* START MATERIAL SUPPLIED *

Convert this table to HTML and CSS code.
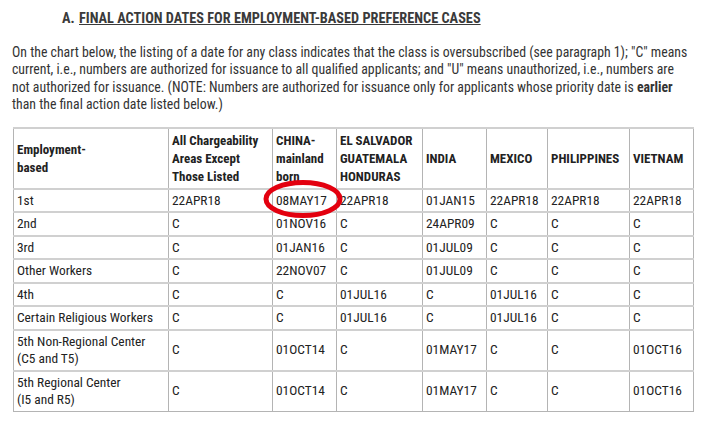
FILE: index.html
```html
<!DOCTYPE html>
<html>
<head>
<meta charset="utf-8">
<link rel="stylesheet" href="styles.css">
</head>
<body>
<div class="page">
  <h2 class="title"><span class="letter">A.</span><span class="u">FINAL ACTION DATES FOR EMPLOYMENT-BASED PREFERENCE CASES</span></h2>
  <p class="intro">On the chart below, the listing of a date for any class indicates that the class is oversubscribed (see paragraph 1); "C" means current, i.e., numbers are authorized for issuance to all qualified applicants; and "U" means unauthorized, i.e., numbers are not authorized for issuance. (NOTE: Numbers are authorized for issuance only for applicants whose priority date is <b>earlier</b> than the final action date listed below.)</p>
  <div class="tablewrap">
    <table class="chart">
      <colgroup>
        <col class="c1"><col class="c2"><col class="c3"><col class="c4"><col class="c5"><col class="c6"><col class="c7"><col class="c8">
      </colgroup>
      <thead>
        <tr>
          <th>Employment-<br>based</th>
          <th>All Chargeability Areas Except Those Listed</th>
          <th>CHINA-<br>mainland born</th>
          <th>EL SALVADOR GUATEMALA HONDURAS</th>
          <th>INDIA</th>
          <th>MEXICO</th>
          <th>PHILIPPINES</th>
          <th>VIETNAM</th>
        </tr>
      </thead>
      <tbody>
        <tr><td>1st</td><td>22APR18</td><td>08MAY17</td><td>22APR18</td><td>01JAN15</td><td>22APR18</td><td>22APR18</td><td>22APR18</td></tr>
        <tr><td>2nd</td><td>C</td><td>01NOV16</td><td>C</td><td>24APR09</td><td>C</td><td>C</td><td>C</td></tr>
        <tr><td>3rd</td><td>C</td><td>01JAN16</td><td>C</td><td>01JUL09</td><td>C</td><td>C</td><td>C</td></tr>
        <tr><td>Other Workers</td><td>C</td><td>22NOV07</td><td>C</td><td>01JUL09</td><td>C</td><td>C</td><td>C</td></tr>
        <tr><td>4th</td><td>C</td><td>C</td><td>01JUL16</td><td>C</td><td>01JUL16</td><td>C</td><td>C</td></tr>
        <tr><td>Certain Religious Workers</td><td>C</td><td>C</td><td>01JUL16</td><td>C</td><td>01JUL16</td><td>C</td><td>C</td></tr>
        <tr><td>5th Non-Regional Center<br>(C5 and T5)</td><td>C</td><td>01OCT14</td><td>C</td><td>01MAY17</td><td>C</td><td>C</td><td>01OCT16</td></tr>
        <tr><td>5th Regional Center<br>(I5 and R5)</td><td>C</td><td>01OCT14</td><td>C</td><td>01MAY17</td><td>C</td><td>C</td><td>01OCT16</td></tr>
      </tbody>
    </table>
    <svg class="circle" width="84" height="42" viewBox="0 0 84 42"><ellipse cx="42" cy="21" rx="37" ry="16.5" fill="none" stroke="#e3000f" stroke-width="5"/></svg>
  </div>
</div>
</body>
</html>
```

FILE: styles.css
```css
html, body {
  margin: 0;
  padding: 0;
  background: #ffffff;
}
.page {
  font-family: "Roboto Condensed", Roboto, "Liberation Sans", sans-serif;
  font-stretch: 87.5%;
  color: #333333;
  padding: 10px 11px 0 12px;
}
.title {
  margin: 0 0 0 50px;
  font-size: 14.3px;
  font-weight: 700;
  line-height: 17px;
  color: #3a3a3a;
}
.letter {
  display: inline-block;
  width: 17px;
}
.u {
  text-decoration: underline;
}
.intro {
  margin: 17px 0 0 0;
  font-size: 13.8px;
  line-height: 17.4px;
  color: #333333;
}
.intro b {
  font-weight: 700;
}
.tablewrap {
  position: relative;
  margin: 13px 0 0 1px;
}
.chart {
  table-layout: fixed;
  width: 680px;
  border-collapse: collapse;
  border: 1px solid #6e6e6e;
  font-size: 13.4px;
  line-height: 17.5px;
  color: #222222;
}
.c1 { width: 155px; }
.c2 { width: 104px; }
.c3 { width: 64px; }
.c4 { width: 86px; }
.c5 { width: 64px; }
.c6 { width: 61px; }
.c7 { width: 82px; }
.c8 { width: 64px; }
.chart th, .chart td {
  border: 1px solid #b4b4b4;
  border-top: 2px solid #d0d0d0;
  text-align: left;
  vertical-align: middle;
  padding: 2px 3px 2px 3px;
}
.chart th {
  font-size: 13px;
  font-weight: 700;
  line-height: 18px;
  padding-top: 3px;
  padding-bottom: 2px;
}
.circle {
  position: absolute;
  left: 248px;
  top: 51px;
}
```
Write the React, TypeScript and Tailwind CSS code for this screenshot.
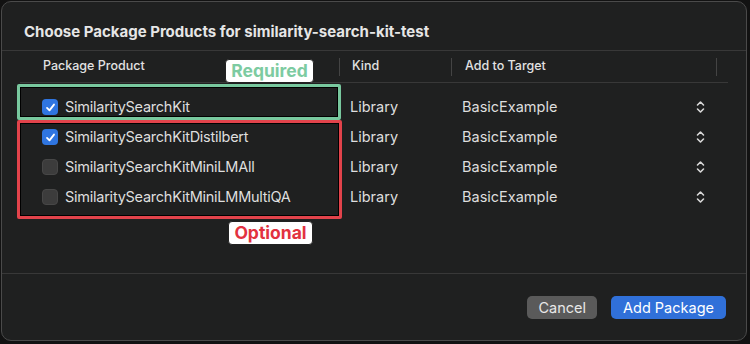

* END MATERIAL SUPPLIED *

Transcribe the entries above verbatim, omitting their pictures.

● **SOLUTION TO THE EXERCISE**:
Convert this table to HTML and CSS code.
FILE: index.html
```html
<!DOCTYPE html>
<html>
<head>
<meta charset="utf-8">
<link rel="stylesheet" href="styles.css">
</head>
<body>
<div class="page">
  <h2 class="title"><span class="letter">A.</span><span class="u">FINAL ACTION DATES FOR EMPLOYMENT-BASED PREFERENCE CASES</span></h2>
  <p class="intro">On the chart below, the listing of a date for any class indicates that the class is oversubscribed (see paragraph 1); "C" means current, i.e., numbers are authorized for issuance to all qualified applicants; and "U" means unauthorized, i.e., numbers are not authorized for issuance. (NOTE: Numbers are authorized for issuance only for applicants whose priority date is <b>earlier</b> than the final action date listed below.)</p>
  <div class="tablewrap">
    <table class="chart">
      <colgroup>
        <col class="c1"><col class="c2"><col class="c3"><col class="c4"><col class="c5"><col class="c6"><col class="c7"><col class="c8">
      </colgroup>
      <thead>
        <tr>
          <th>Employment-<br>based</th>
          <th>All Chargeability Areas Except Those Listed</th>
          <th>CHINA-<br>mainland born</th>
          <th>EL SALVADOR GUATEMALA HONDURAS</th>
          <th>INDIA</th>
          <th>MEXICO</th>
          <th>PHILIPPINES</th>
          <th>VIETNAM</th>
        </tr>
      </thead>
      <tbody>
        <tr><td>1st</td><td>22APR18</td><td>08MAY17</td><td>22APR18</td><td>01JAN15</td><td>22APR18</td><td>22APR18</td><td>22APR18</td></tr>
        <tr><td>2nd</td><td>C</td><td>01NOV16</td><td>C</td><td>24APR09</td><td>C</td><td>C</td><td>C</td></tr>
        <tr><td>3rd</td><td>C</td><td>01JAN16</td><td>C</td><td>01JUL09</td><td>C</td><td>C</td><td>C</td></tr>
        <tr><td>Other Workers</td><td>C</td><td>22NOV07</td><td>C</td><td>01JUL09</td><td>C</td><td>C</td><td>C</td></tr>
        <tr><td>4th</td><td>C</td><td>C</td><td>01JUL16</td><td>C</td><td>01JUL16</td><td>C</td><td>C</td></tr>
        <tr><td>Certain Religious Workers</td><td>C</td><td>C</td><td>01JUL16</td><td>C</td><td>01JUL16</td><td>C</td><td>C</td></tr>
        <tr><td>5th Non-Regional Center<br>(C5 and T5)</td><td>C</td><td>01OCT14</td><td>C</td><td>01MAY17</td><td>C</td><td>C</td><td>01OCT16</td></tr>
        <tr><td>5th Regional Center<br>(I5 and R5)</td><td>C</td><td>01OCT14</td><td>C</td><td>01MAY17</td><td>C</td><td>C</td><td>01OCT16</td></tr>
      </tbody>
    </table>
    <svg class="circle" width="84" height="42" viewBox="0 0 84 42"><ellipse cx="42" cy="21" rx="37" ry="16.5" fill="none" stroke="#e3000f" stroke-width="5"/></svg>
  </div>
</div>
</body>
</html>
```

FILE: styles.css
```css
html, body {
  margin: 0;
  padding: 0;
  background: #ffffff;
}
.page {
  font-family: "Roboto Condensed", Roboto, "Liberation Sans", sans-serif;
  font-stretch: 87.5%;
  color: #333333;
  padding: 10px 11px 0 12px;
}
.title {
  margin: 0 0 0 50px;
  font-size: 14.3px;
  font-weight: 700;
  line-height: 17px;
  color: #3a3a3a;
}
.letter {
  display: inline-block;
  width: 17px;
}
.u {
  text-decoration: underline;
}
.intro {
  margin: 17px 0 0 0;
  font-size: 13.8px;
  line-height: 17.4px;
  color: #333333;
}
.intro b {
  font-weight: 700;
}
.tablewrap {
  position: relative;
  margin: 13px 0 0 1px;
}
.chart {
  table-layout: fixed;
  width: 680px;
  border-collapse: collapse;
  border: 1px solid #6e6e6e;
  font-size: 13.4px;
  line-height: 17.5px;
  color: #222222;
}
.c1 { width: 155px; }
.c2 { width: 104px; }
.c3 { width: 64px; }
.c4 { width: 86px; }
.c5 { width: 64px; }
.c6 { width: 61px; }
.c7 { width: 82px; }
.c8 { width: 64px; }
.chart th, .chart td {
  border: 1px solid #b4b4b4;
  border-top: 2px solid #d0d0d0;
  text-align: left;
  vertical-align: middle;
  padding: 2px 3px 2px 3px;
}
.chart th {
  font-size: 13px;
  font-weight: 700;
  line-height: 18px;
  padding-top: 3px;
  padding-bottom: 2px;
}
.circle {
  position: absolute;
  left: 248px;
  top: 51px;
}
```
Write the React, TypeScript and Tailwind CSS code for this screenshot.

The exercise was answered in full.